DIRECTIONS FOR THIS TASK
Leave out the pictures, then output the lines of the records below from the first through the one containing "left-[357px] top-[340px] w-[1px]".

Source data:

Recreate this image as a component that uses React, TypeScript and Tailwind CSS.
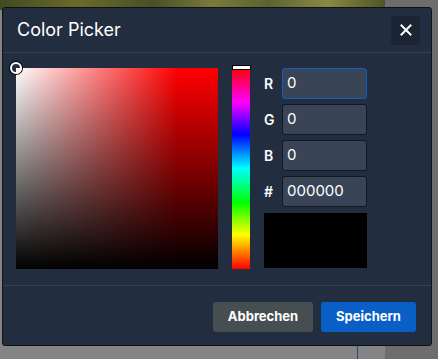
import React from "react";

export default function App() {
  const font = { fontFamily: "Inter, 'Liberation Sans', sans-serif" };
  return (
    <div className="relative w-[438px] h-[359px] overflow-hidden bg-[#848484]" style={font}>
      {/* background behind modal */}
      <div className="absolute left-0 top-0 w-[385px] h-[10px] bg-[linear-gradient(90deg,#3f4a22,#6b6a2a_20%,#48502a_40%,#7a7b3a_55%,#5a6330_70%,#8a8a44_85%,#4d5528)]" />
      <div className="absolute left-[385px] top-0 w-[53px] h-[359px] bg-[#6d6d6d]" />
      <div className="absolute left-[357px] top-[340px] w-[1px] h-[19px] bg-[#1f4f8f]" />

      {/* modal */}
      <div className="absolute left-[2px] top-[7px] w-[430px] h-[339px] bg-[#222d3f] border border-[#111] rounded-[3px] flex flex-col text-white">
        <div className="h-[45px] flex items-center justify-between pl-[14px] pr-[11px] border-b border-[#34405a]">
          <span className="text-[18px] leading-none">Color Picker</span>
          <button className="w-[29px] h-[29px] rounded-[3px] bg-[#1c2534] flex items-center justify-center">
            <svg width="12" height="12" viewBox="0 0 12 12">
              <path d="M1.5 1.5 L10.5 10.5 M10.5 1.5 L1.5 10.5" stroke="white" strokeWidth="2" strokeLinecap="square" />
            </svg>
          </button>
        </div>

        <div className="flex pl-[13px] pt-[15px] h-[233px] border-b border-[#34405a]">
          <div className="relative w-[202px] h-[201px] bg-[#ff0000]">
            <div className="absolute inset-0 bg-[linear-gradient(to_right,#fff,rgba(255,255,255,0)_80%)]" />
            <div className="absolute inset-0 bg-[linear-gradient(to_bottom,rgba(0,0,0,0),#000)]" />
            <div className="absolute -left-[6px] -top-[6px] w-[12px] h-[12px] rounded-full border-2 border-white shadow-[0_0_0_1px_#000]" />
          </div>
          <div className="relative ml-[14px] w-[18px] h-[201px] bg-[linear-gradient(to_bottom,#f00,#f0f_17%,#00f_33%,#0ff_50%,#0f0_67%,#ff0_83%,#f00)]">
            <div className="absolute left-0 -top-[3px] w-[19px] h-[5px] bg-white border border-black" />
          </div>
          <div className="ml-[14px] w-[103px] flex flex-col">
            {[
              ["R", "0", true],
              ["G", "0", false],
              ["B", "0", false],
              ["#", "000000", false],
            ].map(([l, v, f], i) => (
              <div key={i} className={`flex items-center h-[31px] ${i === 3 ? "mb-[6px]" : "mb-[5px]"}`}>
                <span className="w-[18px] text-[14px] font-semibold">{l as string}</span>
                <div
                  className={`w-[85px] h-[31px] rounded-[3px] bg-[#394456] flex items-center pl-[4px] text-[15px] ${
                    f ? "border border-[#0b5fc5]" : "border border-[#121820]"
                  }`}
                >
                  {v as string}
                </div>
              </div>
            ))}
            <div className="w-[103px] h-[55px] bg-black" />
          </div>
        </div>

        <div className="flex-1 flex items-center justify-end gap-[8px] pr-[15px] pt-[2px]">
          <button className="w-[100px] h-[30px] rounded-[3px] bg-[#474e52] text-[13px] font-bold">Abbrechen</button>
          <button className="w-[95px] h-[30px] rounded-[3px] bg-[#0a5fc6] text-[13px] font-bold">Speichern</button>
        </div>
      </div>
    </div>
  );
}
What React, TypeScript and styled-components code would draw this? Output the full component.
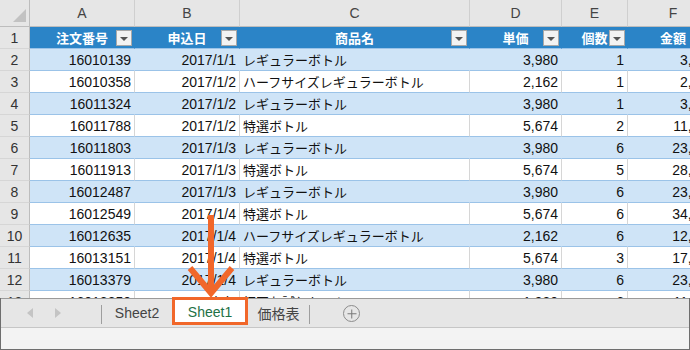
import styled, { createGlobalStyle } from "styled-components";

const GlobalStyle = createGlobalStyle`
  html, body {
    margin: 0;
    padding: 0;
    background: #fff;
  }
  body {
    font-family: "Liberation Sans", "Noto Sans CJK JP", sans-serif;
  }
`;

type Band = "header" | "odd" | "even";

const COLS = "30px 105px 105px 230px 92px 66px 91px";

const Frame = styled.div`
  position: relative;
  width: 690px;
  height: 350px;
  overflow: hidden;
  display: flex;
  flex-direction: column;
`;

const SheetArea = styled.div`
  height: 298px;
  overflow: hidden;
  flex-shrink: 0;
`;

const Row = styled.div<{ $head?: boolean }>`
  display: grid;
  grid-template-columns: ${COLS};
  width: 719px;
  height: ${(p) => (p.$head ? "27px" : "22px")};
`;

const Corner = styled.div`
  background: #e6e6e6;
  border-right: 1px solid #bdbdbd;
  border-bottom: 1px solid #bdbdbd;
  box-sizing: border-box;
  position: relative;
`;

const ColLetter = styled.div`
  background: #e6e6e6;
  border-right: 1px solid #cfcfcf;
  border-bottom: 1px solid #bdbdbd;
  box-sizing: border-box;
  display: flex;
  align-items: center;
  justify-content: center;
  font-size: 14px;
  color: #444;
`;

const RowNum = styled.div`
  background: #e6e6e6;
  border-right: 1px solid #bdbdbd;
  border-bottom: 1px solid #d6d6d6;
  box-sizing: border-box;
  display: flex;
  align-items: center;
  justify-content: center;
  font-size: 14px;
  color: #333;
`;

const bandBg = { header: "#2b84c7", odd: "#cfe4f7", even: "#ffffff" };
const bandLine = { header: "#2b84c7", odd: "#cfe4f7", even: "#d6d6d6" };

const Cell = styled.div<{ $band: Band; $align?: "left" | "right" | "center"; $jp?: boolean }>`
  position: relative;
  box-sizing: border-box;
  background: ${(p) => bandBg[p.$band]};
  border-right: 1px solid ${(p) => bandLine[p.$band]};
  border-bottom: 1px solid #9bc3e8;
  display: flex;
  align-items: center;
  justify-content: ${(p) =>
    p.$align === "left" ? "flex-start" : p.$align === "center" ? "center" : "flex-end"};
  padding: 0 3px;
  font-size: ${(p) => (p.$jp ? "13px" : "14px")};
  color: ${(p) => (p.$band === "header" ? "#fff" : "#111")};
  font-weight: ${(p) => (p.$band === "header" ? "bold" : "normal")};
  white-space: nowrap;
  overflow: hidden;
`;

const FilterButton = styled.span`
  position: absolute;
  right: 2px;
  top: 3px;
  width: 16px;
  height: 16px;
  box-sizing: border-box;
  background: #f3f3f3;
  border: 1px solid #a9a9a9;
  display: flex;
  align-items: center;
  justify-content: center;

  &::after {
    content: "";
    border-left: 4px solid transparent;
    border-right: 4px solid transparent;
    border-top: 4px solid #555;
    margin-top: 1px;
  }
`;

const Footer = styled.div`
  flex: 1;
  display: flex;
  flex-direction: column;
  border-left: 1px solid #6e6e6e;
  border-right: 1px solid #6e6e6e;
  border-bottom: 1px solid #6e6e6e;
`;

const TabBar = styled.div`
  height: 30px;
  box-sizing: border-box;
  background: #e6e6e6;
  border-top: 1px solid #9a9a9a;
  border-bottom: 1px solid #c6c6c6;
  display: flex;
  align-items: stretch;
`;

const Nav = styled.div`
  width: 100px;
  display: flex;
  align-items: center;
  padding-left: 26px;
  gap: 22px;
  box-sizing: border-box;
`;

const Arrow = styled.span<{ $dir: "left" | "right" }>`
  width: 0;
  height: 0;
  border-top: 5px solid transparent;
  border-bottom: 5px solid transparent;
  ${(p) =>
    p.$dir === "left"
      ? "border-right: 6px solid #c4c4c4;"
      : "border-left: 6px solid #c4c4c4;"}
`;

const Divider = styled.span`
  width: 1px;
  height: 19px;
  align-self: center;
  margin-top: 2px;
  background: #9e9e9e;
`;

const Tab = styled.div<{ $w: number; $active?: boolean }>`
  position: relative;
  width: ${(p) => p.$w}px;
  display: flex;
  align-items: center;
  justify-content: center;
  font-size: 14px;
  color: ${(p) => (p.$active ? "#1e7145" : "#444")};
  background: ${(p) => (p.$active ? "#fff" : "transparent")};
  margin-bottom: ${(p) => (p.$active ? "3px" : "0")};

  ${(p) =>
    p.$active &&
    `
    &::after {
      content: "";
      position: absolute;
      left: 0;
      right: 0;
      top: -2px;
      bottom: -1px;
      border: 3px solid #f1672a;
    }
  `}
`;

const AddSheet = styled.span`
  align-self: center;
  margin-left: 33px;
  width: 17px;
  height: 17px;
  box-sizing: border-box;
  border: 1.5px solid #8c8c8c;
  border-radius: 50%;
  position: relative;
  margin-top: 1px;

  &::before,
  &::after {
    content: "";
    position: absolute;
    background: #7a7a7a;
    left: 50%;
    top: 50%;
    transform: translate(-50%, -50%);
  }
  &::before {
    width: 9px;
    height: 1.5px;
  }
  &::after {
    width: 1.5px;
    height: 9px;
  }
`;

const StatusStrip = styled.div`
  flex: 1;
  background: #f3f3f3;
`;

const Pointer = styled.svg`
  position: absolute;
  left: 0;
  top: 0;
  pointer-events: none;
`;

type Order = [string, string, string, string, string, string];

const rows: Order[] = [
  ["16010139", "2017/1/1", "レギュラーボトル", "3,980", "1", "3,980"],
  ["16010358", "2017/1/2", "ハーフサイズレギュラーボトル", "2,162", "1", "2,162"],
  ["16011324", "2017/1/2", "レギュラーボトル", "3,980", "1", "3,980"],
  ["16011788", "2017/1/2", "特選ボトル", "5,674", "2", "11,348"],
  ["16011803", "2017/1/3", "レギュラーボトル", "3,980", "6", "23,880"],
  ["16011913", "2017/1/3", "特選ボトル", "5,674", "5", "28,370"],
  ["16012487", "2017/1/3", "レギュラーボトル", "3,980", "6", "23,880"],
  ["16012549", "2017/1/4", "特選ボトル", "5,674", "6", "34,044"],
  ["16012635", "2017/1/4", "ハーフサイズレギュラーボトル", "2,162", "6", "12,972"],
  ["16013151", "2017/1/4", "特選ボトル", "5,674", "3", "17,022"],
  ["16013379", "2017/1/4", "レギュラーボトル", "3,980", "6", "23,880"],
  ["16013850", "2017/1/4", "初回お試しセット", "1,980", "6", "11,880"],
];

const headers = ["注文番号", "申込日", "商品名", "単価", "個数", "金額"];
const letters = ["A", "B", "C", "D", "E", "F"];

const App = () => {
  return (
    <Frame>
      <GlobalStyle />
      <SheetArea>
        <Row $head>
          <Corner>
            <svg width="29" height="26" style={{ display: "block" }}>
              <polygon points="26,9 26,22 13,22" fill="#c2c2c2" />
            </svg>
          </Corner>
          {letters.map((l) => (
            <ColLetter key={l}>{l}</ColLetter>
          ))}
        </Row>
        <Row>
          <RowNum>1</RowNum>
          {headers.map((h) => (
            <Cell key={h} $band="header" $align="center" $jp>
              {h}
              <FilterButton />
            </Cell>
          ))}
        </Row>
        {rows.map((r, i) => {
          const band: Band = i % 2 === 0 ? "odd" : "even";
          return (
            <Row key={r[0]}>
              <RowNum>{i + 2}</RowNum>
              <Cell $band={band}>{r[0]}</Cell>
              <Cell $band={band}>{r[1]}</Cell>
              <Cell $band={band} $align="left" $jp>
                {r[2]}
              </Cell>
              <Cell $band={band}>{r[3]}</Cell>
              <Cell $band={band}>{r[4]}</Cell>
              <Cell $band={band}>{r[5]}</Cell>
            </Row>
          );
        })}
      </SheetArea>
      <Footer>
        <TabBar>
          <Nav>
            <Arrow $dir="left" />
            <Arrow $dir="right" />
          </Nav>
          <Divider />
          <Tab $w={70}>Sheet2</Tab>
          <Tab $w={76} $active>
            Sheet1
          </Tab>
          <Tab $w={61}>価格表</Tab>
          <Divider />
          <AddSheet />
        </TabBar>
        <StatusStrip />
      </Footer>
      <Pointer width="690" height="350">
        <g stroke="#f1672a" strokeWidth="6" fill="none">
          <line x1="211" y1="215" x2="211" y2="292" />
          <polyline points="190,268 211,293 232,268" strokeLinejoin="miter" />
        </g>
      </Pointer>
    </Frame>
  );
};

export default App;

THE OUTPUT
Recreate this image as a component that uses React, TypeScript and Tailwind CSS.
import React from "react";

export default function App() {
  const font = { fontFamily: "Inter, 'Liberation Sans', sans-serif" };
  return (
    <div className="relative w-[438px] h-[359px] overflow-hidden bg-[#848484]" style={font}>
      {/* background behind modal */}
      <div className="absolute left-0 top-0 w-[385px] h-[10px] bg-[linear-gradient(90deg,#3f4a22,#6b6a2a_20%,#48502a_40%,#7a7b3a_55%,#5a6330_70%,#8a8a44_85%,#4d5528)]" />
      <div className="absolute left-[385px] top-0 w-[53px] h-[359px] bg-[#6d6d6d]" />
      <div className="absolute left-[357px] top-[340px] w-[1px] h-[19px] bg-[#1f4f8f]" />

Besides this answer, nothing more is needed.